Cette notion a servi à justifier l’expansion impériale, puis le racisme scientifique et l’eugénisme. Ce côté sombre de l’identité européenne, qui a connu un pic dans l’entre-deux-guerres, n’a jamais été totalement exorcisé.

Mais Kundnani laisse entendre que pendant la période d’après-guerre une éthique citoyenne plutôt que civilisationnelle prédominait, elle valorisait la démocratie, l’État de droit et l’économie sociale de marché.

Il estime en outre que ce courant a atteint son zénith dans la période « entre la perte des colonies européennes dans les années 1960 et le début de la crise de l’euro en 2010 ».

Avec la montée en puissance du néolibéralisme dans les années 1980 et 1990, qui s’est encore intensifiée avec le nouveau millénaire et la crise financière, cet idéal citoyen s’est affaibli, tandis que les idéologies ethnico-civilisationnelles reprenaient le dessus.

Kundnani se garde bien de rejeter entièrement les Lumières.
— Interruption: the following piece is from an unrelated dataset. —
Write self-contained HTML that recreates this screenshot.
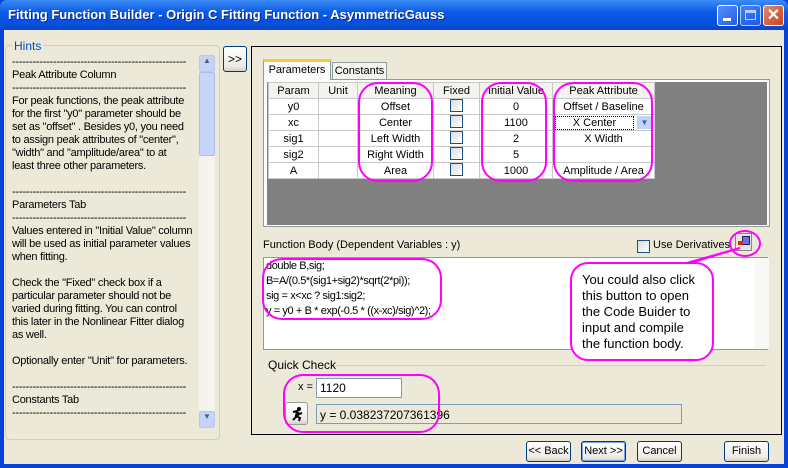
<!DOCTYPE html>
<html><head><style>
*{box-sizing:border-box}
html,body{margin:0;width:788px;height:468px;overflow:hidden}
body{background:#0842d8;font-family:"Liberation Sans",sans-serif;font-size:11px;position:relative}
.abs{position:absolute}
#title{left:0;top:0;width:788px;height:30px;background:linear-gradient(#3b8cf6,#0d5be6 40%,#0550dc 80%,#0a46c0);border-radius:7px 7px 0 0}
#title span{position:absolute;left:8px;top:7px;color:#fff;font-weight:bold;font-size:13px;text-shadow:1px 1px #0a2a8a}
.tb{top:5px;width:21px;height:21px;border:1px solid #fff;border-radius:3px;background:linear-gradient(135deg,#5a8ff5,#2060e8)}
#client{left:4px;top:30px;width:780px;height:434px;background:#ece9d8}
.grp{border:1px solid #d0d0bf;border-radius:4px}
.btn{border:1px solid #003c74;border-radius:3px;background:linear-gradient(#fff,#ecebe6 80%,#d6d0c5);text-align:center;font-size:12px;line-height:19px;white-space:nowrap}
.t{white-space:pre;font-size:11px;color:#000}
table{border-collapse:collapse;table-layout:fixed}
td{border:1px solid #c8c8c8;height:16px;line-height:14px;text-align:center;font-size:11px;padding:0;overflow:hidden;white-space:nowrap}
.mag{border:2px solid #f0f;border-radius:20px}
.cb{width:13px;height:13px;border:1px solid #1c5180;background:linear-gradient(135deg,#dcdcd6,#fff);display:inline-block;vertical-align:middle}
td .cb{vertical-align:-2px}
</style></head><body>
<div id="title" class="abs"><span>Fitting Function Builder - Origin C Fitting Function - AsymmetricGauss</span>
<div class="abs tb" style="left:717px"><div class="abs" style="left:5px;top:12px;width:8px;height:3px;background:#fff"></div></div>
<div class="abs tb" style="left:740px;opacity:.7"><div class="abs" style="left:4px;top:4px;width:11px;height:10px;border:1px solid #fff;border-top-width:3px"></div></div>
<div class="abs tb" style="left:763px;background:linear-gradient(135deg,#e88a6a,#c8401c);color:#fff;font-weight:bold;font-size:16px;text-align:center;line-height:19px">✕</div>
</div>
<div id="client" class="abs"></div>
<!-- hints -->
<div class="abs grp" style="left:5px;top:45px;width:215px;height:395px"></div>
<div class="abs" style="left:12px;top:39px;background:#ece9d8;color:#0046d5;padding:0 2px;font-size:12px">Hints</div>
<div class="abs t" style="left:12px;top:56px;line-height:13px;font-size:11px;letter-spacing:-0.25px">---------------------------------------------------
Peak Attribute Column
---------------------------------------------------
For peak functions, the peak attribute
for the first "y0" parameter should be
set as "offset" . Besides y0, you need
to assign peak attributes of "center",
"width" and "amplitude/area" to at
least three other parameters.

---------------------------------------------------
Parameters Tab
---------------------------------------------------
Values entered in "Initial Value" column
will be used as initial parameter values
when fitting.

Check the "Fixed" check box if a
particular parameter should not be
varied during fitting. You can control
this later in the Nonlinear Fitter dialog
as well.

Optionally enter "Unit" for parameters.

---------------------------------------------------
Constants Tab
---------------------------------------------------</div>
<div class="abs" style="left:199px;top:55px;width:16px;height:373px;background:#f4f3ee"></div>
<div class="abs" style="left:199px;top:55px;width:16px;height:17px;background:#c6d3f7;border:1px solid #b8c8f0;border-radius:2px;color:#4d6185;font-size:8px;text-align:center">▲</div>
<div class="abs" style="left:199px;top:72px;width:16px;height:84px;background:#c6d6fb;border:1px solid #a9bff0;border-radius:2px"></div>
<div class="abs" style="left:199px;top:411px;width:16px;height:17px;background:#c6d3f7;border:1px solid #b8c8f0;border-radius:2px;color:#4d6185;font-size:8px;text-align:center">▼</div>
<div class="abs btn" style="left:223px;top:46px;width:24px;height:26px;line-height:24px">&gt;&gt;</div>
<!-- right panel -->
<div class="abs" style="left:251px;top:46px;width:531px;height:389px;border:1px solid #000"></div>
<div class="abs" style="left:263px;top:79px;width:507px;height:148px;border:1px solid #919b9c;background:#fcfcfe"></div>
<div class="abs" style="left:263px;top:59px;width:68px;height:21px;background:#fcfcfe;border:1px solid #919b9c;border-bottom:none;border-top:3px solid #ffc83c;text-align:center;line-height:16px">Parameters</div>
<div class="abs" style="left:332px;top:62px;width:55px;height:17px;background:#f4f3ee;border:1px solid #919b9c;border-bottom:none;text-align:center;line-height:16px">Constants</div>
<div class="abs" style="left:267px;top:82px;width:500px;height:143px;background:#808080"></div>
<table class="abs" style="left:268px;top:82px;background:#fff;width:386px">
<tr style="background:#f4f3ee"><td style="width:50px">Param</td><td style="width:39px">Unit</td><td style="width:76px">Meaning</td><td style="width:46px">Fixed</td><td style="width:73px">Initial Value</td><td style="width:102px">Peak Attribute</td></tr>
<tr><td>y0</td><td></td><td>Offset</td><td><span class="cb"></span></td><td>0</td><td>Offset / Baseline</td></tr>
<tr><td>xc</td><td></td><td>Center</td><td><span class="cb"></span></td><td>1100</td><td style="text-align:left"><span style="display:inline-block;width:79px;border:1px dotted #000;line-height:12px;text-align:center;margin-left:2px">X Center</span><span style="display:inline-block;width:15px;height:13px;background:#c1d3fb;color:#4d6185;font-size:8px;line-height:13px;text-align:center;margin-left:3px;vertical-align:top">▼</span></td></tr>
<tr><td>sig1</td><td></td><td>Left Width</td><td><span class="cb"></span></td><td>2</td><td>X Width</td></tr>
<tr><td>sig2</td><td></td><td>Right Width</td><td><span class="cb"></span></td><td>5</td><td></td></tr>
<tr><td>A</td><td></td><td>Area</td><td><span class="cb"></span></td><td>1000</td><td>Amplitude / Area</td></tr>
</table>
<div class="abs" style="left:263px;top:239px">Function Body (Dependent Variables : y)</div>
<div class="abs cb" style="left:637px;top:240px"></div>
<div class="abs" style="left:653px;top:239px">Use Derivatives</div>
<div class="abs" style="left:735px;top:233px;width:17px;height:18px;background:#e8e6dc;border:1px solid #888"><div class="abs" style="left:6px;top:2px;width:8px;height:9px;background:#6a6aff;border:1px solid #224"></div><div class="abs" style="left:2px;top:7px;width:5px;height:4px;background:#d22"></div></div>
<div class="abs" style="left:263px;top:257px;width:505px;height:93px;background:#fff;border:1px solid #7f9db9"></div>
<div class="abs" style="left:754px;top:258px;width:15px;height:91px;background:#f8f8f4"></div>
<div class="abs t" style="left:266px;top:259px;line-height:15px;letter-spacing:-0.4px">double B,sig;
B=A/(0.5*(sig1+sig2)*sqrt(2*pi));
sig = x&lt;xc ? sig1:sig2;
y = y0 + B * exp(-0.5 * ((x-xc)/sig)^2);</div>
<div class="abs" style="left:268px;top:358px;font-size:12px">Quick Check</div>
<div class="abs" style="left:336px;top:365px;width:430px;height:1px;background:#d0d0bf"></div>
<div class="abs" style="left:298px;top:381px">x =</div>
<div class="abs" style="left:316px;top:378px;width:86px;height:20px;background:#fff;border:1px solid #7f9db9;padding:2px 3px;font-size:12px">1120</div>
<div class="abs btn" style="left:285px;top:402px;width:23px;height:23px;border-color:#999"><svg width="21" height="21" viewBox="0 0 21 21"><circle cx="13" cy="6" r="2" fill="#000"/><path d="M7 9 L11 8 L13 11 L10 14 L7 17 M11 8 L10 13 L14 15 L13 18 M13 11 L16 10" stroke="#000" stroke-width="2" fill="none"/></svg></div>
<div class="abs" style="left:316px;top:404px;width:366px;height:20px;background:#ece9d8;border:1px solid #7f9db9;padding:3px 3px;font-size:12px">y = 0.038237207361396</div>
<!-- bottom buttons -->
<div class="abs btn" style="left:526px;top:441px;width:45px;height:21px;font-size:11px">&lt;&lt; Back</div>
<div class="abs btn" style="left:581px;top:441px;width:45px;height:21px;font-size:11px;box-shadow:inset 0 0 0 1px #7ca4e8">Next &gt;&gt;</div>
<div class="abs btn" style="left:637px;top:441px;width:45px;height:21px;font-size:11px">Cancel</div>
<div class="abs btn" style="left:724px;top:441px;width:45px;height:21px;font-size:11px">Finish</div>
<!-- magenta -->
<div class="abs mag" style="left:358px;top:82px;width:75px;height:100px"></div>
<div class="abs mag" style="left:481px;top:82px;width:66px;height:100px"></div>
<div class="abs mag" style="left:553px;top:82px;width:100px;height:100px"></div>
<div class="abs mag" style="left:262px;top:258px;width:180px;height:62px"></div>
<div class="abs mag" style="left:283px;top:374px;width:157px;height:59px"></div>
<div class="abs mag" style="left:729px;top:230px;width:32px;height:27px;border-radius:50%"></div>
<svg class="abs" style="left:0;top:0" width="788" height="468"><polygon points="683,264 740,248 690,263" fill="#fff" stroke="#f0f" stroke-width="2"/></svg>
<div class="abs mag" style="left:570px;top:262px;width:144px;height:99px;background:#fff;border-radius:18px"></div>
<div class="abs t" style="left:582px;top:272px;font-size:13px;line-height:16px">You could also click
this button to open
the Code Buider to
input and compile
the function body.</div>
</body></html>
Il ne se laisse pas non plus aller à la nostalgie de l’âge d’or de l’après-guerre. En fait, il avance que la social-démocratie a masqué plutôt que corrigé les lacunes de l’Europe en matière d’intégration.

Mais pour ce faire, il faudra effectuer un véritable travail afin de dégager les liens entre l’"Eurowhiteness" et la démocratie politique. La période de l’entre-deux-guerres en constitue le pivot fondamental. Kundnani évoque lui-même certains de ses traits saillants.

C’est à cette époque, note-t-il, que les revendications des mouvements fédéralistes pro-européens sont apparus pour la première fois. Du point de vue des grandes puissances, les différents nationalismes européens étaient devenus un obstacle à la grandeur de l’Europe, entravant son destin de gouverner le monde au nom de l’humanité.

Pour les aristocrates du mouvement paneuropéen, incarné par Richard von Coudenhove-Kalergi, le nationalisme était devenu « le fossoyeur de la civilisation européenne » et devait être éliminé.

Le sentiment europhile traduisait également l’anxiété de l’entre-deux-guerres quant au déclin de la civilisation européenne face à la puissance géopolitique croissante des États-Unis et de la Russie.

À cette époque, Carl Schmitt a théorisé l’idée d’une Mitteleuropa allemande qui serait le fruit du catholicisme et de l’anticommunisme et qui servirait d’antidote au déclin de la civilisation, un trope partagé par de nombreux membres de la droite politique.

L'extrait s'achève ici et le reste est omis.